Photo by Vladimir Solomianyi on Unsplash

Gov. Henry McMaster and state House Republicans want to cut income taxes a whopping $600 million every year and up to $1 billion a year within five years. Key Senate leader Harvey Peeler, R-Cherokee, says he wants even more — a $900 million cut plus a one-time billion-dollar rebate.

But these efforts simply smell, particularly in light of an election just months away. What’s even more disturbing is that nobody seems to be thinking of the long-term impact of taking billions out of state coffers when pressing priorities, such as South Carolina’s substandard education system, continue to go lacking.

Over 10 years, a tax cut of this size would remove about $8 billion from the state’s budget. Not sure how much that really is? Think about it in terms of millions. It’s the equivalent of 8,000 bundles of one dollar bills, bundled by the million. It’s four times the amount the U.S. Army Corps of Engineers wants to spend on the most expensive single construction undertaking in Charleston’s long history — building a huge new seawall around the entire peninsula. In a poor state that has underinvested in public education for generations, can we really afford to spend less on real needs?

South Carolina perennially ranks at the national bottom in delivering high-quality K-12 education. Sure, there are pockets of good schools in some metropolitan areas, but as a whole, this state doesn’t offer a broad, top-notch educational system that’s the envy of anywhere. 

In fact, we just barely keep up because we keep doing what we’ve always done — underinvesting to get by, which keeps the legacy of the state’s plantation culture alive. Don’t believe it? Guess which state underfunded public education by $4.4 billion between 2010 and 2018 by not following its own state law to supply enough money to pay for the required base student cost? 

The only way we’re going to get out of the education ditch we’ve been digging since the 1800s is to start investing at a higher rate so we can catch up to other states, including North Carolina and Georgia, which continue to invest more to give opportunities to their students so they can succeed in the 21st century economy. 

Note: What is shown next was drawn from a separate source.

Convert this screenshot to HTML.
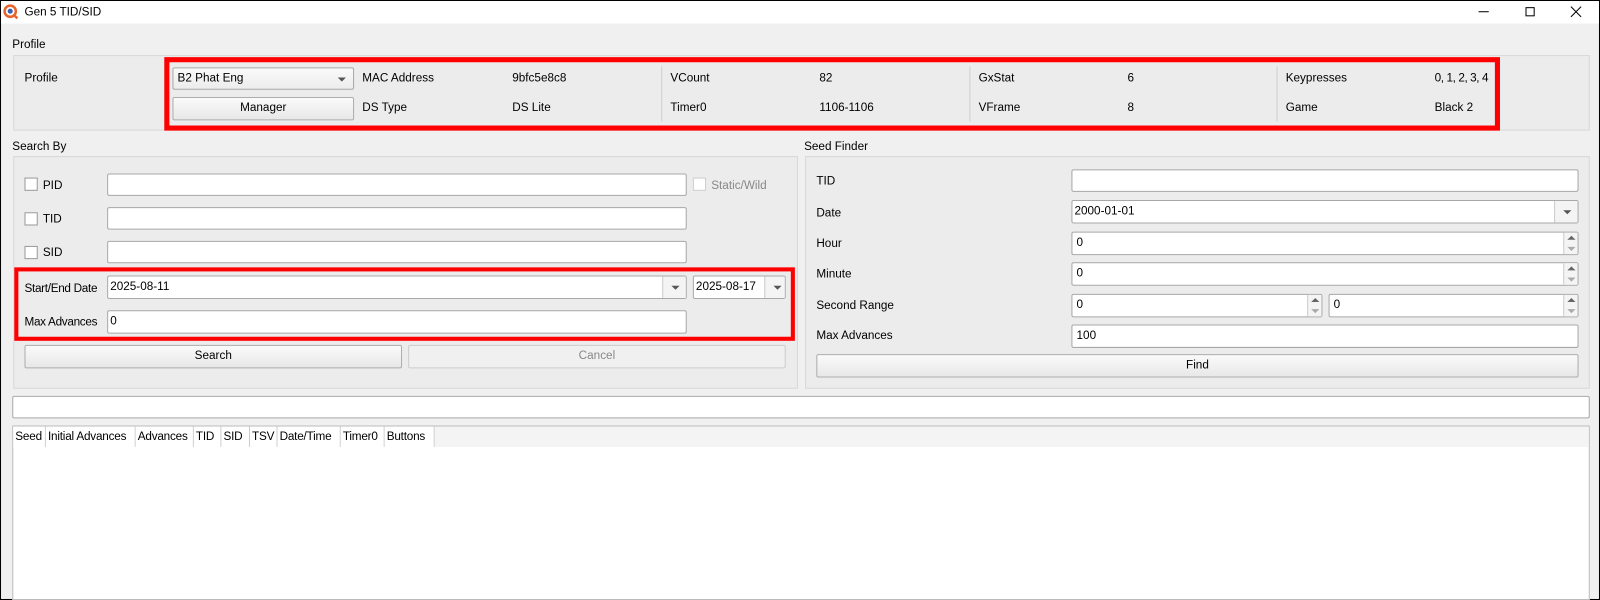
<!DOCTYPE html>
<html><head><meta charset="utf-8"><style>
*{box-sizing:border-box;margin:0;padding:0}
body{width:1600px;height:600px;overflow:hidden;background:#fff;font-family:"Liberation Sans",sans-serif;font-size:11.5px;color:#000}
#w{position:absolute;left:0;top:0;width:1568px;height:588px;transform:scale(1.0204);transform-origin:0 0;background:#f0f0f0;border:1px solid #000}
.a{position:absolute;white-space:nowrap}
.t{position:absolute;line-height:14px;white-space:nowrap}
.in{position:absolute;background:#fff;border:1px solid #a8a8a8;border-radius:2px;padding-left:4px;line-height:20px}
.btn{position:absolute;background:linear-gradient(#fafafa,#e8e8e8);border:1px solid #adadad;border-radius:2px;text-align:center;line-height:20px}
.grp{position:absolute;border:1px solid #d8d8d8;background:#ececec}
.cb{position:absolute;width:13px;height:13px;background:#fff;border:1px solid #999}
.red{position:absolute;border:5px solid #f00}
.sep{position:absolute;width:1px;background:#cfcfcf;top:64px;height:54px}
.dd{position:absolute;right:0;top:0;bottom:0;width:23px;border-left:1px solid #ccc;background:#f4f4f4}
.dd:after{content:"";position:absolute;left:8px;top:9px;border:4px solid transparent;border-top:4px solid #555}
.sp{position:absolute;right:0;top:0;bottom:0;width:14px;border-left:1px solid #ccc;background:#f4f4f4}
.sp:before{content:"";position:absolute;left:3px;top:3px;border:4px solid transparent;border-bottom:4px solid #666;border-top:0}
.sp:after{content:"";position:absolute;left:3px;bottom:3px;border:4px solid transparent;border-top:4px solid #aaa;border-bottom:0}
.th{position:absolute;top:0;height:20px;line-height:20px;border-right:1px solid #ccc;padding-left:2px;background:#fff;letter-spacing:-0.2px}
</style></head><body><div id="w">
<div class="a" style="left:0;top:0;width:1566px;height:22px;background:#fff"></div>
<svg class="a" style="left:2px;top:3px" width="16" height="16"><circle cx="7" cy="7" r="5.5" fill="none" stroke="#e8642c" stroke-width="2.5"/><circle cx="7" cy="7" r="2.5" fill="#3a5fb0"/><line x1="10" y1="10" x2="14" y2="14" stroke="#e8642c" stroke-width="2.5"/></svg>
<div class="t" style="left:23px;top:4px">Gen 5 TID/SID</div>
<div class="a" style="left:1448px;top:10px;width:10px;height:1px;background:#000"></div>
<div class="a" style="left:1494px;top:6px;width:9px;height:9px;border:1px solid #000"></div>
<svg class="a" style="left:1538px;top:5px" width="11" height="11"><path d="M0.5 0.5L10.5 10.5M10.5 0.5L0.5 10.5" stroke="#000" stroke-width="1"/></svg>

<div class="t" style="left:11px;top:36px">Profile</div>
<div class="grp" style="left:12px;top:53px;width:1545px;height:74px"></div>
<div class="t" style="left:23px;top:69px">Profile</div>
<div class="in" style="left:168px;top:65px;width:178px;height:22px;line-height:20px;background:linear-gradient(#fafafa,#ececec)">B2 Phat Eng<div class="dd" style="border:0;background:none"></div></div>
<div class="btn" style="left:168px;top:94px;width:178px;height:23px">Manager</div>
<div class="t" style="left:354px;top:69px">MAC Address</div><div class="t" style="left:501px;top:69px">9bfc5e8c8</div>
<div class="t" style="left:354px;top:98px">DS Type</div><div class="t" style="left:501px;top:98px">DS Lite</div>
<div class="sep" style="left:647px"></div><div class="sep" style="left:949px"></div><div class="sep" style="left:1250px"></div>
<div class="t" style="left:656px;top:69px">VCount</div><div class="t" style="left:802px;top:69px">82</div>
<div class="t" style="left:656px;top:98px">Timer0</div><div class="t" style="left:802px;top:98px">1106-1106</div>
<div class="t" style="left:958px;top:69px">GxStat</div><div class="t" style="left:1104px;top:69px">6</div>
<div class="t" style="left:958px;top:98px">VFrame</div><div class="t" style="left:1104px;top:98px">8</div>
<div class="t" style="left:1259px;top:69px">Keypresses</div><div class="t" style="left:1405px;top:69px;letter-spacing:-0.4px">0, 1, 2, 3, 4</div>
<div class="t" style="left:1259px;top:98px">Game</div><div class="t" style="left:1405px;top:98px">Black 2</div>
<div class="red" style="left:160px;top:55px;width:1309px;height:72px"></div>

<div class="t" style="left:11px;top:136px">Search By</div>
<div class="grp" style="left:12px;top:152px;width:769px;height:228px"></div>
<div class="cb" style="left:23px;top:173px"></div><div class="t" style="left:41px;top:174px">PID</div>
<div class="in" style="left:104px;top:169px;width:568px;height:22px"></div>
<div class="cb" style="left:678px;top:173px;border-color:#ccc"></div><div class="t" style="left:696px;top:174px;color:#888">Static/Wild</div>
<div class="cb" style="left:23px;top:207px"></div><div class="t" style="left:41px;top:207px">TID</div>
<div class="in" style="left:104px;top:202px;width:568px;height:22px"></div>
<div class="cb" style="left:23px;top:240px"></div><div class="t" style="left:41px;top:240px">SID</div>
<div class="in" style="left:104px;top:235px;width:568px;height:22px"></div>
<div class="t" style="left:23px;top:275px;letter-spacing:-0.3px">Start/End Date</div>
<div class="in" style="left:104px;top:269px;width:568px;height:23px;padding-left:2px">2025-08-11<div class="dd"></div></div>
<div class="in" style="left:678px;top:269px;width:91px;height:23px;padding-left:2px">2025-08-17<div class="dd" style="width:20px"></div></div>
<div class="t" style="left:23px;top:308px;letter-spacing:-0.3px">Max Advances</div>
<div class="in" style="left:104px;top:303px;width:568px;height:23px;padding-left:2px">0</div>
<div class="red" style="left:13px;top:261px;width:765px;height:72px;border-width:4px"></div>
<div class="btn" style="left:23px;top:337px;width:370px;height:23px">Search</div>
<div class="btn" style="left:399px;top:337px;width:370px;height:23px;color:#888;background:#f0f0f0;border-color:#ccc">Cancel</div>

<div class="t" style="left:787px;top:136px">Seed Finder</div>
<div class="grp" style="left:788px;top:152px;width:769px;height:228px"></div>
<div class="t" style="left:799px;top:170px">TID</div><div class="in" style="left:1049px;top:165px;width:497px;height:22px"></div>
<div class="t" style="left:799px;top:201px">Date</div><div class="in" style="left:1049px;top:195px;width:497px;height:23px;padding-left:2px">2000-01-01<div class="dd"></div></div>
<div class="t" style="left:799px;top:231px">Hour</div><div class="in" style="left:1049px;top:226px;width:497px;height:23px">0<div class="sp"></div></div>
<div class="t" style="left:799px;top:261px">Minute</div><div class="in" style="left:1049px;top:256px;width:497px;height:23px">0<div class="sp"></div></div>
<div class="t" style="left:799px;top:292px">Second Range</div><div class="in" style="left:1049px;top:287px;width:246px;height:23px">0<div class="sp"></div></div><div class="in" style="left:1301px;top:287px;width:245px;height:23px">0<div class="sp"></div></div>
<div class="t" style="left:799px;top:321px">Max Advances</div><div class="in" style="left:1049px;top:317px;width:497px;height:23px">100</div>
<div class="btn" style="left:799px;top:346px;width:747px;height:23px">Find</div>

<div class="in" style="left:11px;top:387px;width:1546px;height:22px"></div>
<div class="a" style="left:11px;top:416px;width:1546px;height:171px;background:#fff;border:1px solid #bbb">
<div class="th" style="left:0;width:32px">Seed</div>
<div class="th" style="left:32px;width:88px">Initial Advances</div>
<div class="th" style="left:120px;width:57px">Advances</div>
<div class="th" style="left:177px;width:27px">TID</div>
<div class="th" style="left:204px;width:28px">SID</div>
<div class="th" style="left:232px;width:27px">TSV</div>
<div class="th" style="left:259px;width:62px">Date/Time</div>
<div class="th" style="left:321px;width:43px">Timer0</div>
<div class="th" style="left:364px;width:49px">Buttons</div>
<div class="a" style="left:413px;top:0;width:1131px;height:20px;background:#f4f4f4"></div>
</div>
</div></body></html>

So think about the ramifications of taking $1 million some 8,000 times from state coffers over 10 years. If we put that kind of money into public education, we could build 200 new $40 million schools, such as Harbor View Elementary on James Island, which would serve 100,000 South Carolina students. Or we could start paying our invaluable teachers much better, instead of just striving for averages. Or we could dig out of other underinvestment holes in health care, prisons, roads, bridges or flooding. 

Let’s stop feeding at the policy bottom. Let’s not continue to lose our children because of an education system that’s failing them. Let’s not continue to miss opportunities for new industries because world-class talent doesn’t want to move here thanks to our schools. Let’s throw away shiny balls like income tax cuts and pay attention to what really matters — moving South Carolina forward.

For generations, South Carolina has had misplaced priorities.The General Assembly needs to get its act together and make solid, continuing, large investments in public education. More rainy days are ahead. Lawmakers need to think strategically about our taxes, for a change, instead of playing our next generation for suckers.